Please count the lines below that contain the word "styles", and reply with that number alone.

::: Data block

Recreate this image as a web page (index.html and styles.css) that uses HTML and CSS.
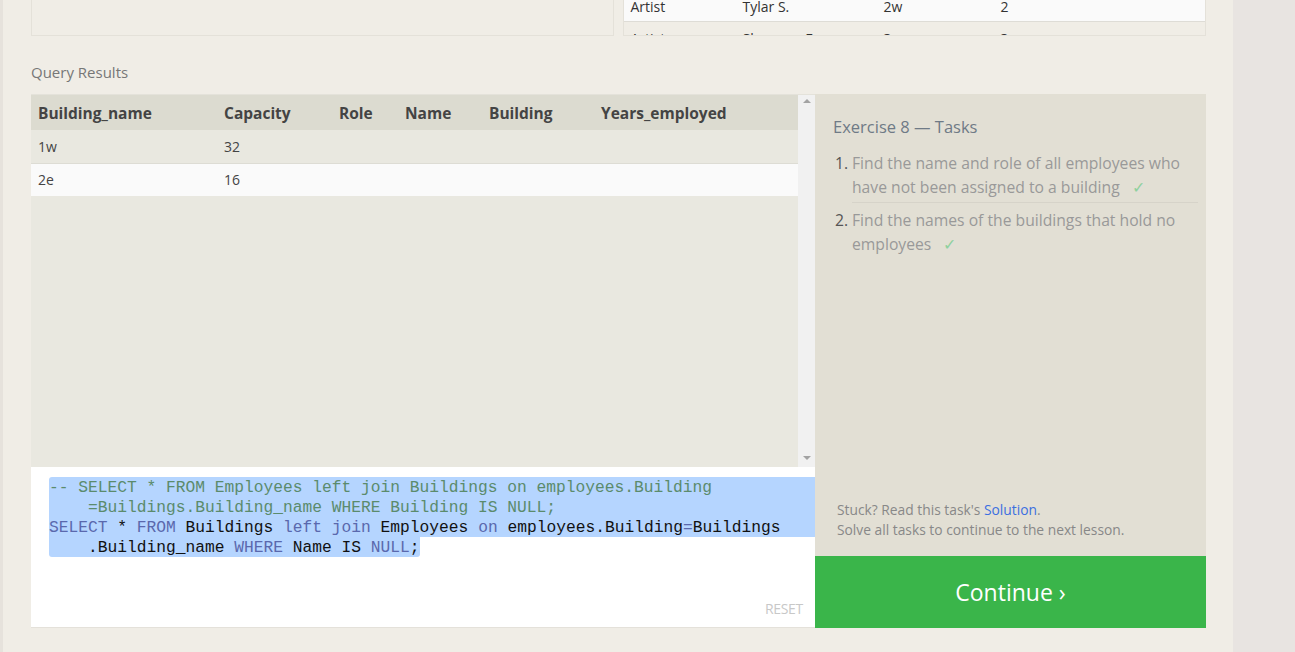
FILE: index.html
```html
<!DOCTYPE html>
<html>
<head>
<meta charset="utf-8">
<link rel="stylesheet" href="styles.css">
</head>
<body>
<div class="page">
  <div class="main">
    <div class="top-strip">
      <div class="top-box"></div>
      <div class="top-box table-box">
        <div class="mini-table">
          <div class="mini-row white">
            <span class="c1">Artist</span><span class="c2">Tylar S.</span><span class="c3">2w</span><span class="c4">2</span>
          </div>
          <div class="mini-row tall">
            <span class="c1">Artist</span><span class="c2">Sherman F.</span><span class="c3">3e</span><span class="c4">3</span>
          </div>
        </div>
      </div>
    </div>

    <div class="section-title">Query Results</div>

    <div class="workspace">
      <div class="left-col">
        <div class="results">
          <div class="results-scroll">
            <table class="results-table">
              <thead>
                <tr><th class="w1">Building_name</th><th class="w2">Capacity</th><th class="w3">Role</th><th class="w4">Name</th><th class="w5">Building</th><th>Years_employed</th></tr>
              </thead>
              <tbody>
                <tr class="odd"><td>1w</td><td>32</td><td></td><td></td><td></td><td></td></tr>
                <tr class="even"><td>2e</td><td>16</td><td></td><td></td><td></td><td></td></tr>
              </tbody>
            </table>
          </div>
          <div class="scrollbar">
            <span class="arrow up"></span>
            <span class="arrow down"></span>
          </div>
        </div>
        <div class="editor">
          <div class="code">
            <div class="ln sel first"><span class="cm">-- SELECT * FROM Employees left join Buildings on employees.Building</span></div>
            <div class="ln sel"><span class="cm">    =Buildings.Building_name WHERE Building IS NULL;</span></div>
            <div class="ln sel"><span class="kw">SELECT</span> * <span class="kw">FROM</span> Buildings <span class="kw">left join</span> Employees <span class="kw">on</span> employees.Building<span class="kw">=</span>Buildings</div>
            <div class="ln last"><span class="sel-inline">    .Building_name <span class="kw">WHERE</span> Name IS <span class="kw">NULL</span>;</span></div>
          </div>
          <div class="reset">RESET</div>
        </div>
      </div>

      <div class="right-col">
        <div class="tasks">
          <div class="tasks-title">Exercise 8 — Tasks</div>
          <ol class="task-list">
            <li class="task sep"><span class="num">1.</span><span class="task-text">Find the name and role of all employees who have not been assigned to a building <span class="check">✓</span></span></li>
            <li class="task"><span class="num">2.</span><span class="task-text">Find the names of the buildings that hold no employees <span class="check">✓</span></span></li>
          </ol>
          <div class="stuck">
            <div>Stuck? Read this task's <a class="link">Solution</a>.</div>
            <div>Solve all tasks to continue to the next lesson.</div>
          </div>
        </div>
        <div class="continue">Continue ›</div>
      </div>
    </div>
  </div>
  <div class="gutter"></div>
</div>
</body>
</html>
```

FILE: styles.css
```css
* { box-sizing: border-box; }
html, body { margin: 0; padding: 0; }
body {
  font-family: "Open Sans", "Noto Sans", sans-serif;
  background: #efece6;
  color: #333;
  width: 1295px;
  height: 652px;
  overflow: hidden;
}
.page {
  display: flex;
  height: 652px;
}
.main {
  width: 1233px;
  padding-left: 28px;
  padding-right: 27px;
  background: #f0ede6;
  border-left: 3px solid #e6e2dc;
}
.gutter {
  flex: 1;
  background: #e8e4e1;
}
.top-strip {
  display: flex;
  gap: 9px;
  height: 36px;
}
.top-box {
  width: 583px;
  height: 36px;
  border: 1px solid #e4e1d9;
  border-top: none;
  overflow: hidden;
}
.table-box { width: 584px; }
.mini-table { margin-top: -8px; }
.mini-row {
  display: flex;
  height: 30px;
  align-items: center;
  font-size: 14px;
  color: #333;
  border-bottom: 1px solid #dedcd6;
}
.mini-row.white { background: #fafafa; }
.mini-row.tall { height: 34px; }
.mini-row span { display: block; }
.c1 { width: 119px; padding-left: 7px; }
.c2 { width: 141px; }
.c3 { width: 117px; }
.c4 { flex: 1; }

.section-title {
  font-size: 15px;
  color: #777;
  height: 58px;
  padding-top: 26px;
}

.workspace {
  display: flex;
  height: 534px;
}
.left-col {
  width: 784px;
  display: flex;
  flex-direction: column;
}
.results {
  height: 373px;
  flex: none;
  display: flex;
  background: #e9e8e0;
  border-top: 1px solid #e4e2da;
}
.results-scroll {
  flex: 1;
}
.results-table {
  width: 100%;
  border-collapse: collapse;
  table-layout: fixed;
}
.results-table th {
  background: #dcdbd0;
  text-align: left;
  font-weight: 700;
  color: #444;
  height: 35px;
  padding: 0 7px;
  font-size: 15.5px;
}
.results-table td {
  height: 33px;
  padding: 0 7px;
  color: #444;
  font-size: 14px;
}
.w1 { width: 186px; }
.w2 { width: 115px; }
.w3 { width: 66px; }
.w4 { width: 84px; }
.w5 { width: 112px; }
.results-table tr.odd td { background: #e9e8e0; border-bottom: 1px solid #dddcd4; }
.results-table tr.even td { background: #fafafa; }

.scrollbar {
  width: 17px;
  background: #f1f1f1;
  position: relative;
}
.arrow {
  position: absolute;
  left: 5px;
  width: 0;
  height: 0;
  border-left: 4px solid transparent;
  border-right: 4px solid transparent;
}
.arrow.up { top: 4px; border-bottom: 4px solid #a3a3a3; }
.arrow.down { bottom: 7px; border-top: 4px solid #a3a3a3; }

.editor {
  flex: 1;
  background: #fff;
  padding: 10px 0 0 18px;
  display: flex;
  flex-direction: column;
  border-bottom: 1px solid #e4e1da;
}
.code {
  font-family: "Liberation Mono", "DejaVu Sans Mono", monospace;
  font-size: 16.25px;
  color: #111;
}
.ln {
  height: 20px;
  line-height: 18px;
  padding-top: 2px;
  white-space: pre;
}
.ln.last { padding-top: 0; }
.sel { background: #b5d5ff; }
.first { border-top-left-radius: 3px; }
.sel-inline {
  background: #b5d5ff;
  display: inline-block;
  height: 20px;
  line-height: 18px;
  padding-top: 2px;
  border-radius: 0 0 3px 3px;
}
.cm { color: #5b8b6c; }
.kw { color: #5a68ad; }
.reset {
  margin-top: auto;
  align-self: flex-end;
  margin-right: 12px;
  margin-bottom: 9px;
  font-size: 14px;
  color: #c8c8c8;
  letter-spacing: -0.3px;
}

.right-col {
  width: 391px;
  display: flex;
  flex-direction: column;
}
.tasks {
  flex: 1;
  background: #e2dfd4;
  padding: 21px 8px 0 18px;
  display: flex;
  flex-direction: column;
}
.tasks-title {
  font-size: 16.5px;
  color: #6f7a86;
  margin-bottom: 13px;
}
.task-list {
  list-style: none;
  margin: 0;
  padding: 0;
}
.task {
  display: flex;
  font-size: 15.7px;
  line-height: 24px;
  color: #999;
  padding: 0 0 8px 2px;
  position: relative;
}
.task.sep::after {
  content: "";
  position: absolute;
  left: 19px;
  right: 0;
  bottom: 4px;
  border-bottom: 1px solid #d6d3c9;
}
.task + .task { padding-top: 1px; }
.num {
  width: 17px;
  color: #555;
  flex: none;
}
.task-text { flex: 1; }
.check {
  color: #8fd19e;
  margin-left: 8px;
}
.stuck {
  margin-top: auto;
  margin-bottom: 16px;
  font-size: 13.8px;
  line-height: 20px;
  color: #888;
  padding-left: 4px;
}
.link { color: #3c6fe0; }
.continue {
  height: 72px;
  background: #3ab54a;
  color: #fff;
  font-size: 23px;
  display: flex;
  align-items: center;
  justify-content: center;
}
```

::::::

**Exercise answer**
3